Sacha Habibi, Université de Liège

Peu de gens savent que l’Iran (qui s’appelait la Perse jusqu’au milieu des années trente) a sollicité, dans la première moitié du 20e siècle, le soutien de fonctionnaires belges pour l’aider à moderniser son administration. C’est pour mettre ces anonymes de l’histoire en lumière que le site internet Histoire des Belges en Perse a été conçu. Outre des éléments de contexte, des informations biographiques et des renvois bibliographiques destinés au plus grand nombre, les chercheurs y trouveront un ensemble de sources issues des archives personnelles d’une petite dizaine de ces fonctionnaires expatriés.

L’épopée des fonctionnaires belges en Perse

À la veille du 20e siècle, l’attitude dilapidatrice des souverains perses a endetté leur pays. Avec leurs créanciers britanniques et russes, ils cherchent donc des auxiliaires étrangers pour réformer leur administration, qui est de surcroît gangrénée par la corruption. La Grande-Bretagne et la Russie lorgnant toutes deux la Perse, chacune se méfie des autres puissances impérialistes, qui pourraient les concurrencer. C’est ainsi que la Belgique, pays neutre et censément exempt de toute visée expansionniste, est sollicitée. De leur côté, les Belges cherchent à étendre leur influence économique en Afrique, mais aussi en Asie.

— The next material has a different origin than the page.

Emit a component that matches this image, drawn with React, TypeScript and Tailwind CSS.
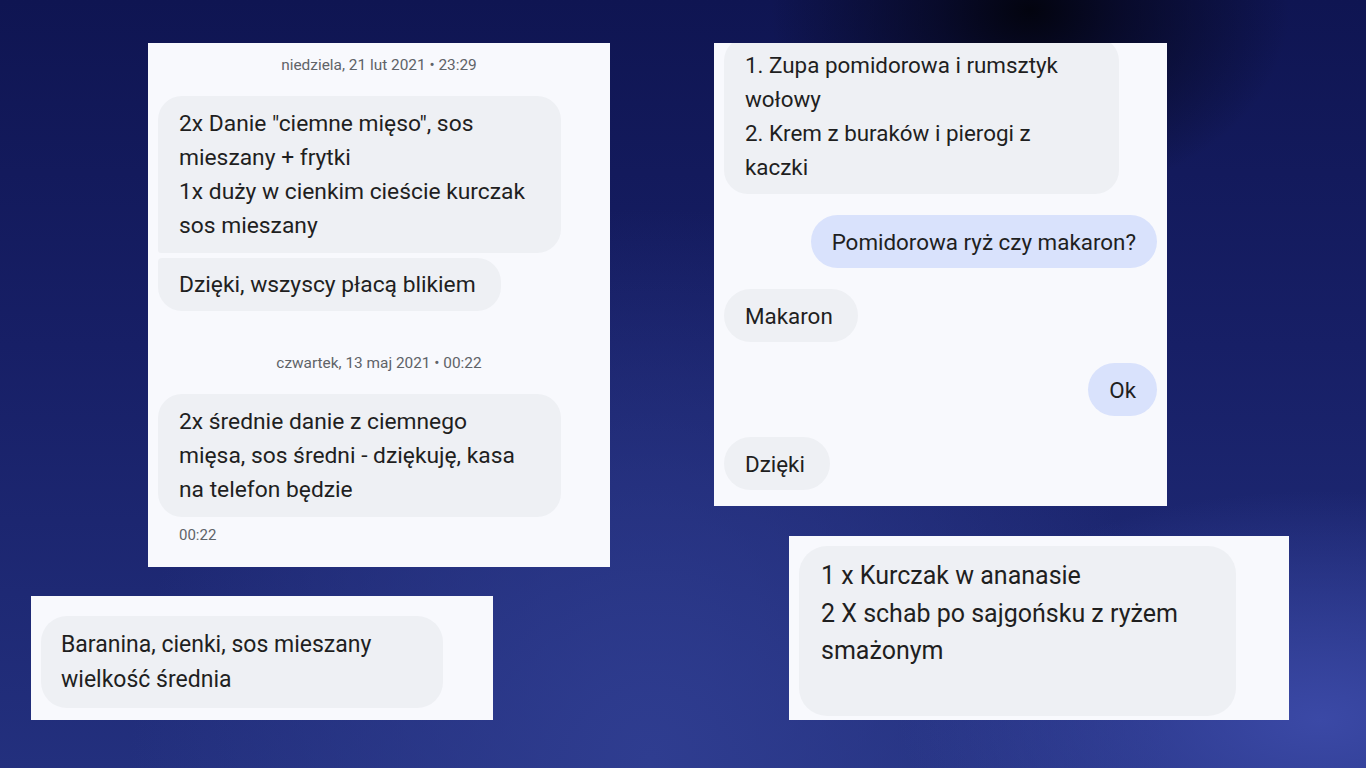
import React from 'react';

const font = { fontFamily: 'Roboto, "Noto Sans", sans-serif' };

function Stamp({ children }: { children: React.ReactNode }) {
  return <div className="text-center text-[15.4px] leading-5 text-[#5f6368]">{children}</div>;
}

export default function App() {
  return (
    <div
      className="relative w-[1366px] h-[768px] overflow-hidden bg-[#18206a] bg-[radial-gradient(ellipse_at_1030px_10px,#03040f_0%,rgba(5,6,25,0.7)_90px,transparent_260px),radial-gradient(ellipse_at_1320px_720px,#3b49a6_0%,transparent_420px),radial-gradient(ellipse_at_650px_760px,#2f3d90_0%,transparent_520px),linear-gradient(180deg,#0f1552_0%,#171f66_45%,#23307e_100%)]"
      style={font}
    >
      {/* card A */}
      <div className="absolute left-[148px] top-[43px] w-[462px] h-[524px] bg-[#f8f9fd] px-[10px] pt-3 flex flex-col">
        <Stamp>niedziela, 21 lut 2021 • 23:29</Stamp>
        <div className="mt-[21px] w-[403px] bg-[#eef0f4] rounded-[24px] rounded-bl-[3px] pl-[21px] pr-3 pt-[11px] pb-[10px] text-[22.8px] leading-[34px] text-[#1f1f1f]">
          2x Danie "ciemne mięso", sos<br />mieszany + frytki<br />1x duży w cienkim cieście kurczak<br />sos mieszany
        </div>
        <div className="mt-[5px] self-start bg-[#eef0f4] rounded-[24px] rounded-tl-[4px] pl-[21px] pr-[25px] py-[9.5px] text-[22.8px] leading-[34px] text-[#1f1f1f]">
          Dzięki, wszyscy płacą blikiem
        </div>
        <div className="mt-[42px]">
          <Stamp>czwartek, 13 maj 2021 • 00:22</Stamp>
        </div>
        <div className="mt-[21px] w-[403px] bg-[#eef0f4] rounded-[24px] pl-[21px] pr-3 pt-[11px] pb-[10px] text-[22.8px] leading-[34px] text-[#1f1f1f]">
          2x średnie danie z ciemnego<br />mięsa, sos średni - dziękuję, kasa<br />na telefon będzie
        </div>
        <div className="mt-[8px] pl-[21px] text-[15px] leading-5 text-[#5f6368]">00:22</div>
      </div>

      {/* card B */}
      <div className="absolute left-[714px] top-[43px] w-[453px] h-[463px] bg-[#f8f9fd] px-[10px] overflow-hidden flex flex-col">
        <div className="-mt-[6px] w-[395px] bg-[#eef0f4] rounded-[24px] pl-[21px] pr-3 pt-[11px] pb-[10px] text-[22.4px] leading-[34px] text-[#1f1f1f]">
          1. Zupa pomidorowa i rumsztyk<br />wołowy<br />2. Krem z buraków i pierogi z<br />kaczki
        </div>
        <div className="mt-[21px] self-end bg-[#d9e2fc] rounded-[27px] px-[21px] py-[9.5px] text-[22.4px] leading-[34px] text-[#1f1f1f]">
          Pomidorowa ryż czy makaron?
        </div>
        <div className="mt-[21px] self-start bg-[#eef0f4] rounded-[27px] pl-[21px] pr-[25px] py-[9.5px] text-[22.4px] leading-[34px] text-[#1f1f1f]">
          Makaron
        </div>
        <div className="mt-[21px] self-end bg-[#d9e2fc] rounded-[27px] px-[21px] py-[9.5px] text-[22.4px] leading-[34px] text-[#1f1f1f]">
          Ok
        </div>
        <div className="mt-[21px] self-start bg-[#eef0f4] rounded-[27px] pl-[21px] pr-[25px] py-[9.5px] text-[22.4px] leading-[34px] text-[#1f1f1f]">
          Dzięki
        </div>
      </div>

      {/* card C */}
      <div className="absolute left-[31px] top-[596px] w-[462px] h-[124px] bg-[#f8f9fd] px-[10px] pt-5">
        <div className="w-[402px] bg-[#eef0f4] rounded-[26px] pl-[20px] pr-3 pt-[11px] pb-[11px] text-[23px] leading-[35px] text-[#1f1f1f]">
          Baranina, cienki, sos mieszany<br />wielkość średnia
        </div>
      </div>

      {/* card D */}
      <div className="absolute left-[789px] top-[536px] w-[500px] h-[184px] bg-[#f8f9fd] px-[10px] pt-[10px]">
        <div className="w-[437px] h-[170px] bg-[#eef0f4] rounded-[28px] pl-[22px] pr-3 pt-[11px] text-[25px] leading-[37.5px] text-[#1f1f1f]">
          1 x Kurczak w ananasie<br />2 X schab po sajgońsku z ryżem<br />smażonym
        </div>
      </div>
    </div>
  );
}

Présents à partir de 1898, les fonctionnaires belges travaillent d’abord au développement des douanes puis, grâce à leur efficacité, sont appelés à s’occuper d’autres secteurs tels que la poste, le trésor, le cadastre, l’approvisionnement et la santé. Leur présence ne se fait pas sans heurts : la réforme de l’impôt foncier qu’ils mettent en place, notamment, leur attire les foudres des grands propriétaires. Combinée à la méfiance grandissante des Britanniques puis à la défection des Russes, cette opposition finit par contraindre des membres de la délégation belge à quitter leurs fonctions à partir de 1915, dans la foulée de la Révolution constitutionnelle (1905-1911). Pour autant, tous ne partent pas et certains voient même leurs familles les rejoindre. Les derniers auxiliaires belges ne quitteront la Perse qu’au déclenchement de la Seconde Guerre mondiale.

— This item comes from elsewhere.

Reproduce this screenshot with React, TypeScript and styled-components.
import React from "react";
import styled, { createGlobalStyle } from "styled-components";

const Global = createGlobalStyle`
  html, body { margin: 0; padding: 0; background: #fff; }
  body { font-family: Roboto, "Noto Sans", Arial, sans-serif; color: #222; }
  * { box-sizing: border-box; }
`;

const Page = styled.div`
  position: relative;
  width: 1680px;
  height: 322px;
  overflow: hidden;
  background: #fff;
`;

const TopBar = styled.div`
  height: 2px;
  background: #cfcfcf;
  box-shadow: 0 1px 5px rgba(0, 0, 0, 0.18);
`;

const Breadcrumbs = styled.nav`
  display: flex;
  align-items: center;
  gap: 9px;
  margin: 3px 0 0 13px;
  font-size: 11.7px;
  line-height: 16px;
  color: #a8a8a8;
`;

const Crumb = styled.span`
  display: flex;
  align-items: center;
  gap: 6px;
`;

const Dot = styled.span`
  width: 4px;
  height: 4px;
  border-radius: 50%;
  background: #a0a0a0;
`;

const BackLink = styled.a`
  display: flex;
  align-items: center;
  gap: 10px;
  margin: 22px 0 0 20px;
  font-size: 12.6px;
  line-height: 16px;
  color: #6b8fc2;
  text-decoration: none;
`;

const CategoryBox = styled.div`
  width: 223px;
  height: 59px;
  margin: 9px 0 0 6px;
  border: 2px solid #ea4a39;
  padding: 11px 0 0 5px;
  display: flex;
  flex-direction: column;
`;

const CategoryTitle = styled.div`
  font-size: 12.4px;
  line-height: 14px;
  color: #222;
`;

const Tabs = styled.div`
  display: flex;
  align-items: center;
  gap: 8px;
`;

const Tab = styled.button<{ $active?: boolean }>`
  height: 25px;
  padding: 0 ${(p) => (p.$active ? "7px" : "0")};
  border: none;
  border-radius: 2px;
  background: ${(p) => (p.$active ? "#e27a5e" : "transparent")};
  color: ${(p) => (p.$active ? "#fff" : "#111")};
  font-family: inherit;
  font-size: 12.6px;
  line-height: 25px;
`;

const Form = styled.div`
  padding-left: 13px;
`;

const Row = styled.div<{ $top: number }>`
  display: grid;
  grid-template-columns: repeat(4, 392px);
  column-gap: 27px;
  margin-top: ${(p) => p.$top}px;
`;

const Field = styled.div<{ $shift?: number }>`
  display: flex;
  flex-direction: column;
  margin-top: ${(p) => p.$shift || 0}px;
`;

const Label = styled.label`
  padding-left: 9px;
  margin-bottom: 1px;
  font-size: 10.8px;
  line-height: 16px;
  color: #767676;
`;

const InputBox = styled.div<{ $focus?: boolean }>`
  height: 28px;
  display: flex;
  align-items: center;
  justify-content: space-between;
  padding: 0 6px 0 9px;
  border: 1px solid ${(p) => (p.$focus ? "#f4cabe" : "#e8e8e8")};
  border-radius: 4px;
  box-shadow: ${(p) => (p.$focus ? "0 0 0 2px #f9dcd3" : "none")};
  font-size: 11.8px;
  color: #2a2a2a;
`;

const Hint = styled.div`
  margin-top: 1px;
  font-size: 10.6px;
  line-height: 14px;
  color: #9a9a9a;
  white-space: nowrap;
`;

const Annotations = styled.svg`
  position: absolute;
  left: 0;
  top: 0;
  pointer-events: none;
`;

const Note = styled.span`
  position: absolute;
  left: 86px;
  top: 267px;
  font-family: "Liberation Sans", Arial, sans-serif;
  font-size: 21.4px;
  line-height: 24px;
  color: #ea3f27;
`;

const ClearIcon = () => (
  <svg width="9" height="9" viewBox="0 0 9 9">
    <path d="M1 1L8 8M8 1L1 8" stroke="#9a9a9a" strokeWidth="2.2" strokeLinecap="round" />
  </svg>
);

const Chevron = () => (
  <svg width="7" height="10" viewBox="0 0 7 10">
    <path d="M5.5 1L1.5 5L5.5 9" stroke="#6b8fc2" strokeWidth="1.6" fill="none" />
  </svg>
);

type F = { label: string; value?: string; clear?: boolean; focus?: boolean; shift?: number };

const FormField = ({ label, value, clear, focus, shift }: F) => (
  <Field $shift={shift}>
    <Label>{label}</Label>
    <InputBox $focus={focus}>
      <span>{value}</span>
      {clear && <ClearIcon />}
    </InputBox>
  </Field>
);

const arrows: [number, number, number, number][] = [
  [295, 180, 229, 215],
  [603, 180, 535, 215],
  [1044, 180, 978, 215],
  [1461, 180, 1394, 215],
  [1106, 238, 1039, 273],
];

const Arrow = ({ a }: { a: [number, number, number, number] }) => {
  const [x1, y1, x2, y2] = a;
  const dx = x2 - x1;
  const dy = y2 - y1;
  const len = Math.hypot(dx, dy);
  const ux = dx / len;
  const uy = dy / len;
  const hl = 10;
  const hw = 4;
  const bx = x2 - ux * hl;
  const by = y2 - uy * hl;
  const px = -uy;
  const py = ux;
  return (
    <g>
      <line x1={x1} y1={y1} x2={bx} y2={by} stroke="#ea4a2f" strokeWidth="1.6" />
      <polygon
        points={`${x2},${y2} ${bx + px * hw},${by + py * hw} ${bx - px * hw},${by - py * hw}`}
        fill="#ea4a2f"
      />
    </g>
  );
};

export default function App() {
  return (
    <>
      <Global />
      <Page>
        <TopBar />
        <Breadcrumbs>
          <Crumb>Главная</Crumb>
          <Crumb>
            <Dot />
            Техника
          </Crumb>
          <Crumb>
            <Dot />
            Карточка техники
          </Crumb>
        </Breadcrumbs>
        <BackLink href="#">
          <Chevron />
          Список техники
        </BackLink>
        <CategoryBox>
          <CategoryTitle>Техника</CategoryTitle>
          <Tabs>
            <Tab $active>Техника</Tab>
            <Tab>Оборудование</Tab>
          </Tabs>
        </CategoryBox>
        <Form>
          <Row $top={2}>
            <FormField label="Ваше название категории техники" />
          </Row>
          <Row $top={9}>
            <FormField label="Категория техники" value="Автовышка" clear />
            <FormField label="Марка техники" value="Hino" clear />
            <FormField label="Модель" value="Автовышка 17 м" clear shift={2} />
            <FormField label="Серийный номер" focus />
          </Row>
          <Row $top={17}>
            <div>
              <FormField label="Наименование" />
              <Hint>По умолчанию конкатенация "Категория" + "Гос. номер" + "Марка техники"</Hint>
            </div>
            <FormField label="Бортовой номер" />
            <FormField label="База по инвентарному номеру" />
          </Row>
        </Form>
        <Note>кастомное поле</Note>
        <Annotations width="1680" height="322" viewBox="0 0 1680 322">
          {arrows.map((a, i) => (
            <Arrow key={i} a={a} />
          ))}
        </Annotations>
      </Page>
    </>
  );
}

Une littérature à mettre à jour

La création d’un site internet sur le sujet est d’autant plus pertinente que l’historiographie est, malheureusement, réduite et souvent ancienne. Annette Destrée1 et Eric Laureys2 sont les deux seuls chercheurs à s’y être intéressés de manière approfondie. Les autres travaux qui évoquent l’envoi de ces fonctionnaires belges en Perse ne le font qu’en filigrane. Mentionnons toutefois la contribution de Michel Dumoulin sur la période qui précède leur arrivée3.

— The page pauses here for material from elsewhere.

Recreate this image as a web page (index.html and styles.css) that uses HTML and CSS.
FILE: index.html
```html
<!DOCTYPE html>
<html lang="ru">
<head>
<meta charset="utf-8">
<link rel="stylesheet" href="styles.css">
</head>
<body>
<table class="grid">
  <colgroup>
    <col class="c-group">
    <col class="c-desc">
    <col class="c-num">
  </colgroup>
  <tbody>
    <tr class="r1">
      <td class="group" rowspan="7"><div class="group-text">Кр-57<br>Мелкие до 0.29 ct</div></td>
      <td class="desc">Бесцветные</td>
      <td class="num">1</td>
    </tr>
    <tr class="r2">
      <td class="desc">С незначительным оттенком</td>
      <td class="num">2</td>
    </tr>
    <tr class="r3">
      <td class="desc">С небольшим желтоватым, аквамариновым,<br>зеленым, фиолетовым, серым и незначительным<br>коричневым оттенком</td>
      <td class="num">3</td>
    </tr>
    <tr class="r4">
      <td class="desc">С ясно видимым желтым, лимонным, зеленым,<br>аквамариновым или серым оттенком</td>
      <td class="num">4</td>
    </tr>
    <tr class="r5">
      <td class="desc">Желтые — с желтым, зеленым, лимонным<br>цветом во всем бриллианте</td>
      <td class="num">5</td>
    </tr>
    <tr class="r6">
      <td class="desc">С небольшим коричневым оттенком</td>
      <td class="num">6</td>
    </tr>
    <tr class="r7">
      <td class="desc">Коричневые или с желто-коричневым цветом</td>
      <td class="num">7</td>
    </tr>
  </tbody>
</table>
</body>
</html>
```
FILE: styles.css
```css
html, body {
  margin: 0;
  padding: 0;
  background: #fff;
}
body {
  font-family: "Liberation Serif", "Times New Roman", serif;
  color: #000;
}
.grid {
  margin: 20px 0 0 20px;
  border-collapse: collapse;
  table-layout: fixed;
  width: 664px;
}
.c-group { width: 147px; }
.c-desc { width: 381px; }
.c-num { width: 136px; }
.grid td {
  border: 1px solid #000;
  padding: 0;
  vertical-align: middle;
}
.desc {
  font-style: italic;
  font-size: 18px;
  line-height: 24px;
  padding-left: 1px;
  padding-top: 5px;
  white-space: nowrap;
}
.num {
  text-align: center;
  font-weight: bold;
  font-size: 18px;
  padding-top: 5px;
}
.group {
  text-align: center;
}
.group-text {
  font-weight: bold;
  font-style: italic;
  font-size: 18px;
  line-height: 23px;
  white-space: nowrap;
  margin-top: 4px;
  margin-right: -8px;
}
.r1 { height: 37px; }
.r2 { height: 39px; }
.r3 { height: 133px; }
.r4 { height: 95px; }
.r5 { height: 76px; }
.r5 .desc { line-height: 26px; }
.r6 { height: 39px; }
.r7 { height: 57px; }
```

La plupart des sources exploitées par ces travaux sont des documents officiels, émanant surtout du ministère des Affaires étrangères à Bruxelles. Bien que contenant des informations essentielles, ces sources induisent une « vue d’en haut ». Si l’on veut approcher le quotidien de ces fonctionnaires, il faut se référer à leurs propres productions. Certains mémoires et souvenirs ont été publiés, tels ceux de Paul Guillaume4 et de Lambert Molitor5, mais l’étude de leurs archives personnelles demeure incontournable.

Le site internet

À l’origine de ce site, on retrouve les descendants de Lambert Molitor, l’un des fonctionnaires à être demeurés le plus longtemps en Perse (de 1902 à 1928). Son petit-fils Marc et son arrière-petit-fils Philippe sont respectivement journaliste à la retraite et photographe. L’objectif principal de leur site est de servir de matériau aux chercheurs. Pour le nourrir, ils comptent sur la participation d’autres descendants de ces fonctionnaires, dont certains ont déjà pris part au projet.

Interface du site, avec le détail des fonctionnaires concernés (site internet Histoire des Belges en Perse, page d’accueil)

Le site est divisé en six rubriques. La page d’accueil comprend une présentation en quatre langues : français, néerlandais, anglais et persan. Suit une rubrique à caractère bibliographique intitulée « Études spécifiques ». Après une mise en contexte, on y retrouve un certain nombre d’écrits traitant précisément de l’envoi des fonctionnaires en Perse, classés par auteur. Cette mise en contexte est pour l’essentiel assez complète et précise, mais elle ne constitue pas, de l’aveu même des concepteurs du site, un travail d’historien. Elle manque ainsi quelque peu de nuances, comme lorsque l’auteur affirme que « l’œuvre des Belges ne peut être qualifiée d’entreprise coloniale : elle ne comporte aucune appropriation de terres, ou acquisitions d’intérêt ou de positions économiques ou politiques dominantes en Perse6. » S’il est vrai que l’envoi de fonctionnaires belges en Perse ne s’inscrit en rien dans un projet colonial, Eric Laureys a bien démontré que des intérêts économiques, sans être exclusifs, figuraient parmi ses motivations. Par ailleurs, beaucoup de ces fonctionnaires étaient empreints d’une mission civilisatrice, si bien que Laureys inscrit cette mission belge dans le cadre de « l’impérialisme européen7 », dimension qui est ici occultée. Il est d’ailleurs inexact d’affirmer qu’aucun de ces fonctionnaires n’a occupé de position politique dominante en Perse : rappelons que Joseph Naus a été nommé ministre des Douanes et des Postes du gouvernement perse en 1903.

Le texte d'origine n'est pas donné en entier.